How I learned about NSF: I was a liaison for multiple Purdue STEM education outreach projects that involved NSF funding (i.e. GK-12, GK-12 in Mainland China, and Making Sense of Climate Change through Collaborative Research.)
Developmental Evaluation, Teacher Ethnography, Situated Learning, Learning Progressions, Mental Models, and Climate Change Education.
One of my favorite quotes from Michael Quinn Patton, a guru of qualitative research, on developmental evaluation is:
“The stories are the point. The people in the stories, what they do and how they think, are the point. If you skip the stories and the people, you have missed the point.”
Q & A
How did you come to be working in DEB?
I came to Washington, DC for a joint presentation (Boilermaker Special: Purdue GK-12 in Mainland China) at the National Science Foundation Graduate STEM Fellows in K-12 Education Annual Projects Meeting in March 2010. I learned of the fellowship from Einstein Fellows who were presenting at the conference and applied for it the following year. My favorite interview was with DEB and I happily accepted the position here when it was offered.
Biggest surprise you’ve encountered coming to DEB from the academic world:
There have been several:
First, I believe that there are similar pressures on educators and scientists for accountability. Perhaps the most telling is that policy dictates where money is funneled often exchanging the recommendations of professionals in the field for a “marketable product.” The tug of war between basic and applied research is similar to the philosophical tensions encountered when balancing educating the whole child with educating the workforce. For me, federal educational policy has increased the pressure to “produce” students who are either STEM career or college ready by methods that are often dictated by venture capitalists rather than by my own professional expertise and knowledge of the students in the community I teach.

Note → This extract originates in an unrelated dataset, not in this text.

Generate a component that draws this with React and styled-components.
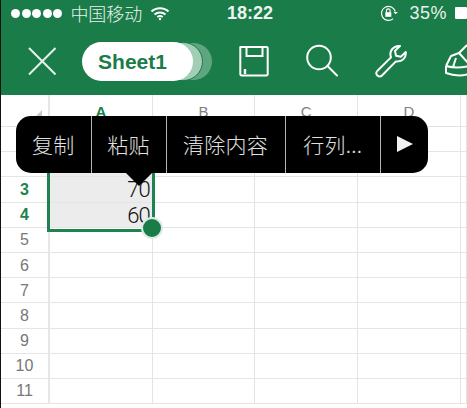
import React from "react";
import styled, { createGlobalStyle } from "styled-components";

const Global = createGlobalStyle`
  html, body { margin: 0; padding: 0; background: #fff; }
  body { font-family: "Liberation Sans", "Noto Sans CJK SC", sans-serif; }
`;
const Page = styled.div`
  position: relative; width: 467px; height: 408px; overflow: hidden; background: #fff;
  border-left: 1px solid #111; box-sizing: border-box;
`;
const Header = styled.header`
  height: 95px; background: #1a7c48; color: #fff; display: flex; flex-direction: column;
`;
const StatusBar = styled.div`
  height: 26px; display: grid; grid-template-columns: 216px auto 1fr; align-items: center; padding: 0 0 0 10px;
`;
const StatusLeft = styled.div`display: flex; align-items: center; gap: 8px;`;
const Dots = styled.div`display: flex; gap: 1.6px;`;
const Dot = styled.span`width: 9px; height: 9px; border-radius: 50%; background: #fff;`;
const Carrier = styled.span`font-size: 18px; font-weight: 300; opacity: .9; font-family: "Noto Sans CJK SC", sans-serif;`;
const Time = styled.span`font-size: 18px; font-weight: 700; opacity: .92;`;
const StatusRight = styled.div`display: flex; align-items: center; justify-content: flex-end; gap: 8px;`;
const Percent = styled.span`font-size: 18px; letter-spacing: .5px; opacity: .9;`;
const Battery = styled.span`width: 12px; height: 12px; background: #fff; display: block; border-radius: 1px;`;
const Toolbar = styled.div`
  flex: 1; display: flex; align-items: center; padding: 0 0 0 27px; position: relative;
`;
const IconButton = styled.span`display: block; flex: none; width: ${p => p.$w}px; height: 34px; margin-left: ${p => p.$ml || 0}px;`;
const SheetTabs = styled.div`position: relative; width: 131px; height: 39px; margin: 2px 0 0 26px; flex: none;`;
const Tab = styled.span`
  position: absolute; top: 0; left: 0; width: 111px; height: 39px; border-radius: 20px; box-sizing: border-box;
  display: flex; align-items: center; justify-content: center; padding-right: 10px;
  background: ${p => p.$bg}; color: #1a7c48; font-size: 21px; font-weight: 700;
  transform: translateX(${p => p.$x}px); border: 1px solid #1a7c48;
  border-width: ${p => (p.$x === 0 ? "0" : "1px")};
`;
const Sheet = styled.main`
  display: grid; grid-template-columns: 49px repeat(4, 102.7px) 1fr; grid-template-rows: 32px repeat(11, 25.2px);
`;
const Corner = styled.div`
  display: flex; justify-content: flex-end; align-items: flex-start; padding: 15px 6px 0 0; box-sizing: border-box;
  border-right: 2px solid #e6e6e6; border-bottom: 1px solid #e3e3e3;
`;
const CornerMark = styled.span`
  display: block; width: 0; height: 0; border-bottom: 7px solid #c9c9c9; border-left: 7px solid transparent;
`;
const ColHead = styled.div`
  display: flex; align-items: flex-start; justify-content: center; padding-top: 8px; box-sizing: border-box;
  font-size: 15px; color: ${p => (p.$active ? "#1a7c48" : "#808080")}; font-weight: ${p => (p.$active ? 700 : 400)};
  border-right: 1px solid #e4e4e4; border-bottom: 1px solid #e3e3e3;
`;
const RowHead = styled.div`
  display: flex; align-items: center; justify-content: center; font-size: 16px; padding-top: 1px;
  color: ${p => (p.$active ? "#1f8350" : "#777")}; font-weight: ${p => (p.$active ? 700 : 400)};
  border-right: 2px solid #e6e6e6; border-bottom: 1px solid #e5e5e5; box-sizing: border-box;
`;
const Cell = styled.div`
  display: flex; align-items: center; justify-content: flex-end; padding: 2px 2px 0 0; box-sizing: border-box;
  border-right: 1px solid #e4e4e4; border-bottom: 1px solid #e5e5e5;
  background: ${p => (p.$sel ? "#ececec" : "#fff")};
  font-size: 22px; line-height: 1; letter-spacing: -1px; color: #111; font-family: Roboto, sans-serif; font-weight: 300;
`;
const Selection = styled.div`
  position: absolute; left: 46px; top: 126px; width: 108px; height: 106px; box-sizing: border-box;
  border: 3px solid #1f8350; pointer-events: none;
`;
const Handle = styled.span`
  position: absolute; right: -11px; bottom: -10px; width: 22px; height: 22px; border-radius: 50%; box-sizing: border-box;
  background: #1a7c48; border: 2px solid #dbece2;
`;
const Menu = styled.div`
  position: absolute; left: 15px; top: 116px; width: 412px; height: 56.5px; background: #000; border-radius: 15px;
  display: flex; color: #e0e0e0; font-size: 21px; font-family: "Noto Sans CJK SC", sans-serif; font-weight: 300;
`;
const MenuItem = styled.div`
  width: ${p => p.$w}px; flex: none; display: flex; align-items: center; justify-content: center; box-sizing: border-box;
  border-left: ${p => (p.$first ? "none" : "1.5px solid #b5b5b5")}; letter-spacing: .3px;
`;
const Pointer = styled.span`
  position: absolute; left: 109px; top: 56px; width: 0; height: 0;
  border-left: 14px solid transparent; border-right: 14px solid transparent; border-top: 14px solid #000;
`;
const Play = styled.span`
  display: block; width: 0; height: 0; margin-left: 1px;
  border-left: 16px solid #f2f2f2; border-top: 8px solid transparent; border-bottom: 8px solid transparent;
`;

const Wifi = () => (
  <svg width="20" height="15" viewBox="0 0 20 15" fill="none" stroke="#fff" strokeWidth="2">
    <path d="M1.5 5.5C6 1 14 1 18.5 5.5" /><path d="M4.5 8.5C7.5 5.7 12.5 5.7 15.5 8.5" /><path d="M7.3 11C8.8 9.8 11.2 9.8 12.7 11" />
    <circle cx="10" cy="13" r="1.2" fill="#fff" stroke="none" />
  </svg>
);
const RotationLock = () => (
  <svg width="19" height="17" viewBox="0 0 19 17" fill="none" stroke="#fff" strokeWidth="1.2" style={{ marginRight: 2 }}>
    <path d="M15.2 6.5A7 7 0 1 0 13 13.7" />
    <path d="M13.5 7l2 2.3L18 7" fill="#fff" stroke="none" />
    <rect x="5.3" y="7.2" width="6" height="4.6" fill="#fff" stroke="none" />
    <path d="M6.5 7.2V5.6a1.8 1.8 0 0 1 3.6 0v1.6" />
  </svg>
);
const CloseIcon = () => (
  <svg width="28" height="34" viewBox="0 0 28 34" fill="none" stroke="#e6f1ea" strokeWidth="2">
    <path d="M1 4l26.5 26.5M27.5 4L1 30.5" />
  </svg>
);
const SaveIcon = () => (
  <svg width="30" height="34" viewBox="0 0 30 34" fill="none" stroke="#fff" strokeWidth="2">
    <path d="M1.5 3h26a1.2 1.2 0 0 1 1.2 1.2v26a1.2 1.2 0 0 1-1.2 1.2H2.5a1.2 1.2 0 0 1-1.2-1.2V3z" strokeLinejoin="round" />
    <path d="M7.5 3v9h16V3" />
    <path d="M6 25v5" strokeWidth="2.4" />
  </svg>
);
const SearchIcon = () => (
  <svg width="32" height="34" viewBox="0 0 32 34" fill="none" stroke="#fff" strokeWidth="2">
    <circle cx="13" cy="13.5" r="11.8" /><path d="M21.5 22L31 31.5" strokeLinecap="round" />
  </svg>
);
const WrenchIcon = () => (
  <svg width="32" height="34" viewBox="0 0 32 34" fill="none" stroke="#fff" strokeWidth="2" strokeLinejoin="round">
    <path d="M2.2 27L16 13.4c-1.6-4.5 0-9.5 6-11.2 1.1-.3 2-.3 3-.1l-5 4.8 1 4.8 4.8 1.1 5-4.7c.6 5.6-3.4 10-9.9 9.3L7 31.5c-1.2 1.4-3.3 1.3-4.6.1-1.3-1.3-1.3-3.2-.2-4.6z" />
  </svg>
);
const PenIcon = () => (
  <svg width="24" height="34" viewBox="0 0 24 34" fill="none" stroke="#fff" strokeWidth="2" strokeLinejoin="round">
    <path d="M1 22L6 12l8-3 10 11" /><path d="M1 22c7 2 15 2 23 0" /><path d="M1 22c0 3 0 5 0 7 8 3 16 3 23 1" />
    <path d="M14 9l8-8" /><path d="M8 23l3-9" />
  </svg>
);

const columns = ["A", "B", "C", "D", ""];
const rows = [
  { n: "", v: "" }, { n: "", v: "" }, { n: 3, v: "70" }, { n: 4, v: "60" },
  { n: 5 }, { n: 6 }, { n: 7 }, { n: 8 }, { n: 9 }, { n: 10 }, { n: 11 }
];
const items = [["复制", 74.5], ["粘贴", 75], ["清除内容", 119], ["行列...", 95.5]];

export default function App() {
  return (
    <Page>
      <Global />
      <Header>
        <StatusBar>
          <StatusLeft>
            <Dots>{[0, 1, 2, 3, 4].map(i => <Dot key={i} />)}</Dots>
            <Carrier>中国移动</Carrier>
            <Wifi />
          </StatusLeft>
          <Time>18:22</Time>
          <StatusRight>
            <RotationLock />
            <Percent>35%</Percent>
            <Battery />
          </StatusRight>
        </StatusBar>
        <Toolbar>
          <IconButton $w={28}><CloseIcon /></IconButton>
          <SheetTabs>
            <Tab $bg="#5ea67f" $x={20} />
            <Tab $bg="#a2cdb6" $x={10} />
            <Tab $bg="#fff" $x={0}>Sheet1</Tab>
          </SheetTabs>
          <IconButton $w={30} $ml={26}><SaveIcon /></IconButton>
          <IconButton $w={32} $ml={37}><SearchIcon /></IconButton>
          <IconButton $w={32} $ml={37}><WrenchIcon /></IconButton>
          <IconButton $w={24} $ml={38}><PenIcon /></IconButton>
        </Toolbar>
      </Header>
      <Sheet>
        <Corner><CornerMark /></Corner>
        {columns.map((c, i) => <ColHead key={i} $active={c === "A"}>{c}</ColHead>)}
        {rows.map((r, ri) => (
          <React.Fragment key={ri}>
            <RowHead $active={ri === 2 || ri === 3}>{r.n}</RowHead>
            {columns.map((_, ci) => (
              <Cell key={ci} $sel={ci === 0 && ri < 4}>{ci === 0 ? r.v : ""}</Cell>
            ))}
          </React.Fragment>
        ))}
      </Sheet>
      <Selection><Handle /></Selection>
      <Menu>
        {items.map(([t, w], i) => <MenuItem key={t} $w={w} $first={i === 0}>{t}</MenuItem>)}
        <MenuItem $w={48}><Play /></MenuItem>
        <Pointer />
      </Menu>
    </Page>
  );
}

Second, I realize that my teaching will be authentic for my students only if my classroom can have repeated encounters with scientists and their projects. For example, prior to my fellowship, I spent three years working with Purdue science educators and physicists on a Climate Change Education Project. At the onset of the unit, I had my students research a climate area and provide information about its biosphere, hydrosphere, atmosphere, lithosphere, and anthroposphere. We then spent 9 weeks investigating the physics of climate and climate change. Their culminating project was to predict the causes and effects of climate change on the “spheres” of their researched climate area. This project is always a stretch for students because the research they have found is very general. However, my experience interfacing with the work of DEB scientists (especially the LTER work) has allowed me to meet scientists who explore specific ecosystem changes precipitated by climate change, to learn various ways access the dynamic body of information they are generating, and to create ways to share this with my students.
What would someone find you doing in your down time?
I have wanderlust and love engaging in adventures with my friends and family whether they are related to traveling, dining, cooking, reading, creating, or exploring the outdoors. My favorite get away spot is the island of Molokai. I travel there with my mom once or twice a year just to relax and reset my priorities. My photos are from Molokai.